Outside the UAE and the oil exporting economies, the fall in oil prices has provided a boost. “Because the world economy was going through a difficult period, [I] feel this has provided momentum and a chance for economies that are affected negatively by high oil prices; it is a chance for them to pick up on building their economy again and starting with saving on the cost of importing oil,” says Al-Mansouri. “This opportunity is not going to last; the price went down to $40 a barrel and it is now more than $60 a barrel.”

Trade links

Al-Mansouri has a keen interest in the global economy as one of the key sectors for the UAE is trade. To facilitate stronger trade links, the ministry has been visiting emerging markets to promote UAE businesses.

In late April, the Economy Ministry and Dubai Chamber of Commerce & Industry led a trade delegation to the Czech and Slovak republics in Central Europe as part of a broader initiative to promote trade in emerging economies.

“We are looking in every direction,” says Al-Mansouri. The reason is that since the global financial crisis in 2007 and 2008 we had to review all the sectors of UAE economy to make sure we get the most out of each sector. We do not want to reinvent the wheel immediately, but we have to focus on all our sectors, and that includes trade. With that in mind we reviewed the best countries to trade with, specifically the ones with positive signs of growth in their economies.

“Within Europe we identified countries, including the Czech Republic, which have upcoming economies and we are focusing our efforts on building relations with them. We are also looking at Central Asia republics such as Azerbaijan, Turkmenistan, and Kazakhstan, as they also have potential for us for increasing bilateral trade, Africa is also offering GDP growth of 5-6 per cent and there is an opportunity for us to be part of that.”

Although emerging markets where the UAE can gain real traction are the focus, traditional markets will not be ignored. “We are not ignoring other big partners such as China, India and North America, and they will continue to be big trading partners for the UAE,” says Al-Mansouri. “We need to fill in some of the gaps. There are other countries we have to build relations with.”

Focusing on innovation

As well as trade and other existing sectors, innovation has been identified by the government as a key driver for the UAE economy of the future.

“We are now looking to introduce innovation, which is an important challenge for the diversification of UAE,” says Al-Mansouri. “Our target is that up to 5 per cent [of GDP] should come from innovation. Innovation doesn’t happen overnight, it takes time to build it up, starting from a strong education system, a [research and development] R&D culture within companies, and it is not something the government can do directly because it is the private sector that leads innovation. We the government, we are the enablers.”
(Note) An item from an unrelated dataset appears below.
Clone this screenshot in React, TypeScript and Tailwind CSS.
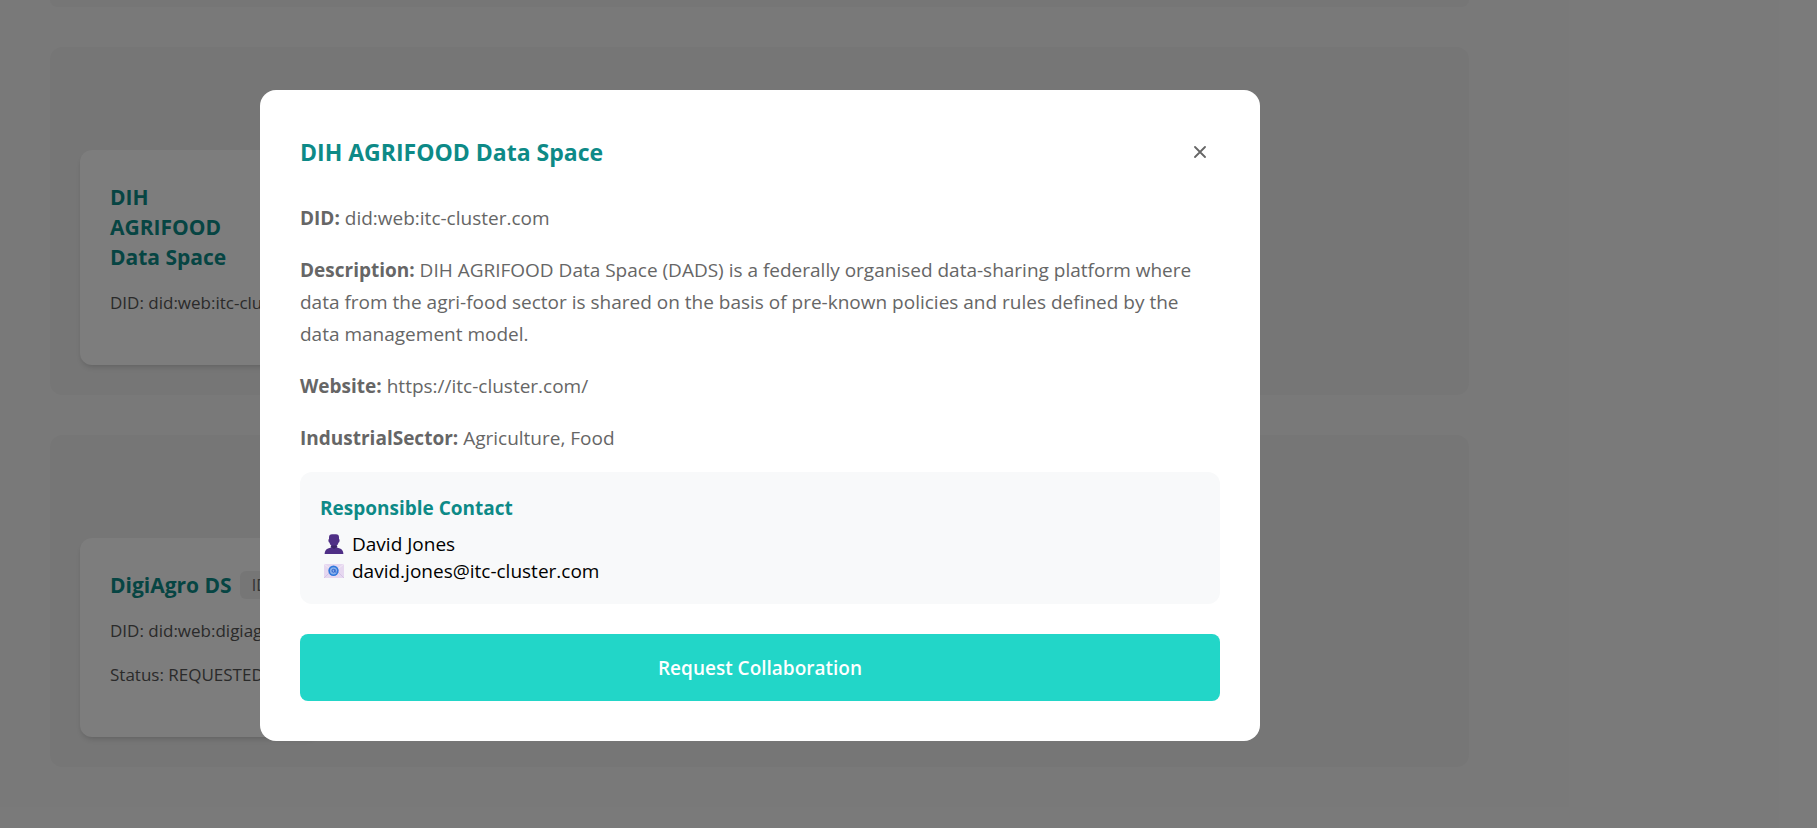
import React from "react";

function Detail({ label, children }: { label: string; children: React.ReactNode }) {
  return (
    <p className="text-[19px] leading-8 text-[#666]">
      <strong className="font-bold">{label}:</strong> {children}
    </p>
  );
}

function PersonIcon() {
  return (
    <svg viewBox="0 0 20 20" className="size-5" aria-hidden="true">
      <path
        d="M5 3.5Q5 .2 8 .2H12Q15 .2 15 3.500V5Q16 5.400 15.500 7.300Q15.200 8.500 14.600 8.500Q14 10.800 12.600 11.800V13Q13 13.800 16 14.500Q19.200 15.600 19.400 20H.6Q.8 15.600 4 14.500Q7 13.800 7.400 13V11.800Q6 10.800 5.400 8.500Q4.800 8.500 4.500 7.300Q4 5.400 5 5Z"
        fill="#4f2f86"
      />
      <path d="M6.500 12.500L10 15L13.500 12.500L12.500 11.500H7.500Z" fill="#3b2468" />
    </svg>
  );
}

function MailIcon() {
  return (
    <svg viewBox="0 0 20 20" className="size-5" aria-hidden="true">
      <path d="M0 3H20V17H0Z" fill="#e6d8f0" />
      <path d="M0 3L10 11L20 3" fill="none" stroke="#f3e8f6" strokeWidth="1" />
      <path d="M0 17L7 10M20 17L13 10" fill="none" stroke="#d5c3e6" strokeWidth="1" />
      <circle cx="9.500" cy="9.800" r="5.200" fill="#2f78dc" />
      <circle cx="9.500" cy="9.800" r="3.600" fill="#8bb0ea" />
      <circle cx="9.500" cy="9.800" r="1.500" fill="none" stroke="#2f62cc" strokeWidth="1" />
      <path d="M11 8.300V10.500Q11.300 11.600 12.400 11" fill="none" stroke="#2f62cc" strokeWidth="1" />
    </svg>
  );
}

function Card({ title, tag, lines }: { title: string; tag?: string; lines: string[] }) {
  return (
    <article className="w-60 rounded-xl bg-[#fafafa] px-[30px] pt-8 pb-[49px] shadow-md">
      <div className="flex items-center gap-2">
        <h3 className="max-w-[130px] text-[21px] leading-[30px] font-bold text-[#0d8a87]">{title}</h3>
        {tag && <span className="rounded-md bg-[#ececec] px-3 text-base leading-7 text-[#666]">{tag}</span>}
      </div>
      {lines.map((line) => (
        <p key={line} className="mt-[18px] text-[17px] leading-[26px] whitespace-nowrap text-[#555]">
          {line}
        </p>
      ))}
    </article>
  );
}

export default function App() {
  return (
    <div className="relative min-h-screen overflow-hidden bg-[#f5f5f5] font-['Open_Sans','Noto_Sans',sans-serif]">
      <main className="mr-[248px] flex flex-col gap-10 bg-[#f3f3f3] pr-[100px] pb-10 pl-[50px]">
        <section className="h-[7px] rounded-b-xl bg-[#ededed]" />
        <section className="rounded-xl bg-[#ededed] px-[30px] pt-[103px] pb-[30px]">
          <Card title="DIH AGRIFOOD Data Space" lines={["DID: did:web:itc-cluster.com"]} />
        </section>
        <section className="rounded-xl bg-[#ededed] px-[30px] pt-[103px] pb-[30px]">
          <Card title="DigiAgro DS" tag="IDS" lines={["DID: did:web:digiagro.eu", "Status: REQUESTED"]} />
        </section>
      </main>

      <div className="absolute inset-0 flex items-center justify-center bg-black/50 pt-0.5 pr-[297px]">
        <div role="dialog" aria-labelledby="dialog-title" className="w-[1000px] rounded-2xl bg-white p-10">
          <header className="flex items-center justify-between">
            <h2 id="dialog-title" className="text-[23px] leading-[44px] font-bold text-[#0d8a87]">
              DIH AGRIFOOD Data Space
            </h2>
            <button type="button" aria-label="Close" className="flex size-10 items-center justify-center text-[#666]">
              <svg viewBox="0 0 12 12" className="size-3" aria-hidden="true">
                <path d="M1 1L11 11M11 1L1 11" stroke="currentColor" strokeWidth="1.800" strokeLinecap="round" />
              </svg>
            </button>
          </header>

          <div className="mt-7 flex flex-col gap-5">
            <Detail label="DID">did:web:itc-cluster.com</Detail>
            <Detail label="Description">
              DIH AGRIFOOD Data Space (DADS) is a federally organised data-sharing platform where data from the
              agri-food sector is shared on the basis of pre-known policies and rules defined by the data management
              model.
            </Detail>
            <Detail label="Website">https://itc-cluster.com/</Detail>
            <Detail label="IndustrialSector">Agriculture, Food</Detail>
          </div>

          <section className="mt-[18px] rounded-xl bg-[#f8f9fa] px-5 pt-[21px] pb-[19px] text-[19px] text-black">
            <h3 className="mb-2 leading-[30px] font-bold text-[#0d8a87]">Responsible Contact</h3>
            <p className="flex items-center gap-2 pl-1 leading-[27px]">
              <PersonIcon /> David Jones
            </p>
            <p className="flex items-center gap-2 pl-1 leading-[27px]">
              <MailIcon /> david.jones@itc-cluster.com
            </p>
          </section>

          <button
            type="button"
            className="mt-[30px] w-full rounded-lg bg-[#22d6c8] pt-[21px] pb-[19px] text-[19px] leading-[27px] font-semibold text-white"
          >
            Request Collaboration
          </button>
        </div>
      </div>
    </div>
  );
}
Another driver of growth will follow recent legislative change to the UAE’s Companies Law, which is expected to encourage more firms to consider listing on the local exchanges. The legislation, which was announced on 1 April, allows businesses to float just 30 per cent of their shares on the exchange, rather than the previously required 55 per cent.

“The Companies Law has been in the making for the past 20 years and it raised a lot of challenges,” says Al-Mansouri. “There was a Federal National Council (FNC) session that was the longest discussion of any kind of law. The discussion went for more than 35 hours over four days. We came out with a good law and it has created a balance and addressed a lot of challenging issues when it comes to the formation of companies and businesses in the UAE.”

Promoting IPOs

The UAE’s family businesses are set to benefit from the new rules as it will make it easier for them to list and diversify their capital base. “For family businesses, it [the Companies Law] creates an opportunity for them to [launch an initial public offering] IPO,” says Al-Mansouri. “We are going through a phase in the UAE. We are moving from the first generation to the second and third generations, and we are starting to see some challenging issues with the management of these businesses. This law provides opportunities for two types of IPO. There is the general one and another one where there is more of a limited number of participants.”

The next major piece of legislation to be revamped is the Foreign Investment Law. “After finishing the Companies Law we are going to move to the Foreign Investment Law,” says Al-Mansouri. “In Saudi Arabia, they have already introduced a law that opens the foreign ownership to more than 49 per cent; similarly, in the UAE we are developing a law. We are finishing it right now and we are in discussions at different levels with the [seven] emirates.”

The law, which will allow foreign companies to own majority stakes in local companies, will have some limitations as the government seeks to promote opportunities in sectors that need development. “The law will open up the ability of foreign ownership and investment to go beyond the 49 per cent,” says Al-Mansouri. “There are certain terms and conditions because we need to point the economy in the right direction, and not just open it and create imbalance. There are specific sectors, specific areas that we will work on to enhance the UAE economy. I do not want to elaborate on the sectors, but this has been given to the UAE cabinet and it is for them to decide.”